- _Requirement_
Note how many lines hold "React" and report that number by itself.

- _Source data_

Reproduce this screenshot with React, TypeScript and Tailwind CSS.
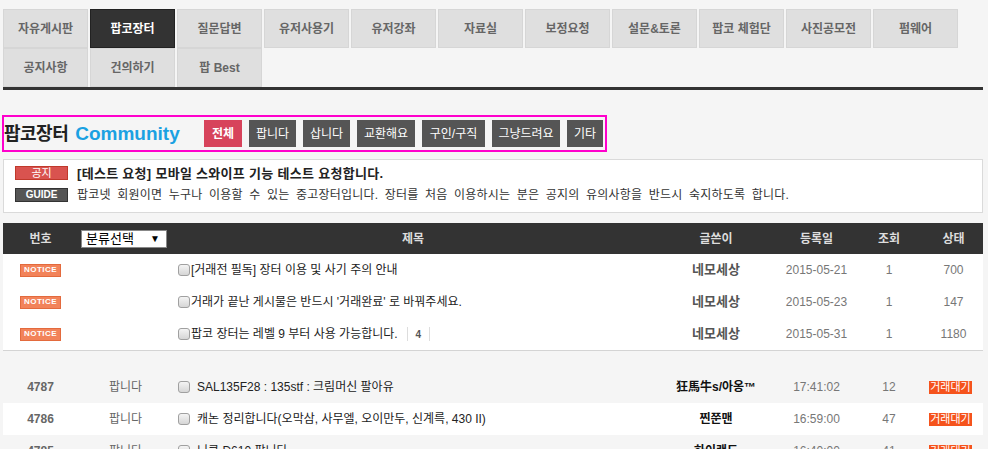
import React from "react";

type Post = {
    no: string;
    category: string;
    title: string;
    writer: string;
    time: string;
    views: string;
};

const tabsTop = ["자유게시판", "팝코장터", "질문답변", "유저사용기", "유저강좌", "자료실", "보정요청", "설문&토론", "팝코 체험단", "사진공모전", "펌웨어"];
const tabsBottom = ["공지사항", "건의하기", "팝 Best"];

const filters = [
    { label: "전체", w: "w-[38px]", active: true },
    { label: "팝니다", w: "w-[47px]", active: false },
    { label: "삽니다", w: "w-[47px]", active: false },
    { label: "교환해요", w: "w-[58px]", active: false },
    { label: "구인/구직", w: "w-[63px]", active: false },
    { label: "그냥드려요", w: "w-[68px]", active: false },
    { label: "기타", w: "w-[36px]", active: false },
];

const notices = [
    { title: "[거래전 필독] 장터 이용 및 사기 주의 안내", date: "2015-05-21", views: "1", state: "700", comments: 0 },
    { title: "거래가 끝난 게시물은 반드시 '거래완료' 로 바꿔주세요.", date: "2015-05-23", views: "1", state: "147", comments: 0 },
    { title: "팝코 장터는 레벨 9 부터 사용 가능합니다.", date: "2015-05-31", views: "1", state: "1180", comments: 4 },
];

const posts: Post[] = [
    { no: "4787", category: "팝니다", title: "SAL135F28 : 135stf : 크림머신 팔아유", writer: "狂馬牛s/아옹™", time: "17:41:02", views: "12" },
    { no: "4786", category: "팝니다", title: "캐논 정리합니다(오막삼, 사무엘, 오이만두, 신계륵, 430 II)", writer: "찐쭌맨", time: "16:59:00", views: "47" },
    { no: "4785", category: "팝니다", title: "니콘 D610 팝니다", writer: "하이랜드", time: "16:40:00", views: "41" },
];

function Checkbox() {
    return (
        <span className="inline-block w-[12px] h-[12px] shrink-0 rounded-[3px] border border-[#a0a0a0] bg-gradient-to-b from-[#f4f4f4] to-[#d6d6d6]" />
    );
}

function Tab({ label, active }: { label: string; active?: boolean }) {
    return (
        <div
            className={`w-[85px] h-[39px] flex items-center justify-center border text-[12px] font-bold ${
                active ? "bg-[#333] border-[#222] text-white" : "bg-[#dfdfdf] border-[#d6d6d6] text-[#666]"
            }`}
        >
            {label}
        </div>
    );
}

export default function App() {
    return (
        <div className="h-screen overflow-hidden bg-[#f5f5f5] font-['Liberation_Sans','Noto_Sans_CJK_KR',sans-serif] text-[#333]">
            <div className="w-[980px] ml-[3px] pt-[9px]">
                {/* 상단 탭 */}
                <div className="flex gap-x-[2px]">
                    {tabsTop.map((t) => (
                        <Tab key={t} label={t} active={t === "팝코장터"} />
                    ))}
                </div>
                <div className="flex gap-x-[2px]">
                    {tabsBottom.map((t) => (
                        <Tab key={t} label={t} />
                    ))}
                </div>
                <div className="h-[3px] bg-[#333]" />

                {/* 타이틀 + 분류 버튼 */}
                <div className="mt-[25px] -ml-[1px] inline-flex items-center h-[37px] border-2 border-[#ff00cc] pr-[2px]">
                    <div className="w-[200px] flex items-baseline">
                        <span className="text-[18px] font-bold leading-none text-[#222] tracking-[-0.5px]">팝코장터</span>
                        <span className="ml-[7px] text-[19px] font-bold leading-none text-[#1ba1e2]">Community</span>
                    </div>
                    <div className="flex gap-[7px]">
                        {filters.map((f) => (
                            <div
                                key={f.label}
                                className={`${f.w} h-[27px] flex items-center justify-center text-[12px] text-white ${
                                    f.active ? "bg-[#d7435b] font-bold" : "bg-[#555]"
                                }`}
                            >
                                {f.label}
                            </div>
                        ))}
                    </div>
                </div>

                {/* 공지 / 가이드 */}
                <div className="mt-[7px] h-[54px] bg-white border border-[#dadada] px-[11px] py-[6px] flex flex-col gap-[8px]">
                    <div className="flex items-center">
                        <span className="w-[53px] h-[14px] flex items-center justify-center bg-[#d9534f] border border-[#c0392b] text-white text-[11px] leading-none">
                            공지
                        </span>
                        <span className="ml-[9px] text-[13px] font-bold leading-none text-[#222] tracking-[0.3px]">
                            [테스트 요청] 모바일 스와이프 기능 테스트 요청합니다.
                        </span>
                    </div>
                    <div className="flex items-center">
                        <span className="w-[53px] h-[14px] flex items-center justify-center bg-[#555] border border-[#333] text-white text-[10px] font-bold leading-none">
                            GUIDE
                        </span>
                        <span className="ml-[9px] text-[12px] leading-none text-[#333] tracking-[0.2px] [word-spacing:3px]">
                            팝코넷 회원이면 누구나 이용할 수 있는 중고장터입니다. 장터를 처음 이용하시는 분은 공지의 유의사항을 반드시 숙지하도록 합니다.
                        </span>
                    </div>
                </div>

                {/* 목록 헤더 */}
                <div className="mt-[10px] h-[31px] bg-[#333] flex items-center text-[12px] font-bold text-[#ddd]">
                    <div className="w-[75px] text-center">번호</div>
                    <div className="w-[95px] pl-[3px]">
                        <div className="w-[86px] h-[18px] bg-white border border-[#888] flex items-center justify-between pl-[4px] pr-[6px] text-[13px] font-normal text-black">
                            <span className="leading-none">분류선택</span>
                            <span className="text-[10px] leading-none">▼</span>
                        </div>
                    </div>
                    <div className="w-[480px] text-center">제목</div>
                    <div className="w-[126px] text-center">글쓴이</div>
                    <div className="w-[75px] text-center">등록일</div>
                    <div className="w-[70px] text-center">조회</div>
                    <div className="flex-1 text-center">상태</div>
                </div>

                {/* 공지글 */}
                <div className="bg-white border-b border-[#d4d4d4]">
                    {notices.map((n) => (
                        <div key={n.title} className="h-[32px] flex items-center text-[12px]">
                            <div className="w-[75px] flex justify-center">
                                <span className="w-[41px] h-[13px] flex items-center justify-center bg-[#f2835a] border border-[#e36a3d] text-white text-[8px] font-black tracking-[0.5px] leading-none">
                                    NOTICE
                                </span>
                            </div>
                            <div className="w-[95px]" />
                            <div className="w-[480px] flex items-center pl-[5px] text-[#222]">
                                <Checkbox />
                                <span className="ml-[1px] leading-none">{n.title}</span>
                                {n.comments > 0 && (
                                    <span className="ml-[9px] w-[23px] h-[14px] flex items-center justify-center border-x border-[#ddd] text-[10px] font-bold text-[#555]">
                                        {n.comments}
                                    </span>
                                )}
                            </div>
                            <div className="w-[126px] text-center text-[13px] font-bold text-[#555]">네모세상</div>
                            <div className="w-[75px] text-center text-[#777]">{n.date}</div>
                            <div className="w-[70px] text-center text-[#777]">{n.views}</div>
                            <div className="flex-1 text-center text-[#777]">{n.state}</div>
                        </div>
                    ))}
                </div>

                {/* 일반글 */}
                <div className="mt-[20px]">
                    {posts.map((p, i) => (
                        <div key={p.no} className={`h-[32px] flex items-center text-[12px] ${i % 2 === 1 ? "bg-white" : ""}`}>
                            <div className="w-[75px] text-center font-bold text-[#666]">{p.no}</div>
                            <div className="w-[95px] text-center text-[#666]">{p.category}</div>
                            <div className="w-[480px] flex items-center pl-[5px] text-[#222]">
                                <Checkbox />
                                <span className="ml-[7px] leading-none">{p.title}</span>
                            </div>
                            <div className="w-[126px] text-center font-bold text-[#111]">{p.writer}</div>
                            <div className="w-[75px] text-center text-[#777]">{p.time}</div>
                            <div className="w-[70px] text-center text-[#777]">{p.views}</div>
                            <div className="flex-1 flex justify-center pr-[6px]">
                                <span className="h-[13px] px-[1px] flex items-center bg-[#f5531c] text-white text-[11px] leading-none">
                                    거래대기
                                </span>
                            </div>
                        </div>
                    ))}
                </div>
            </div>
        </div>
    );
}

- _Final result_
2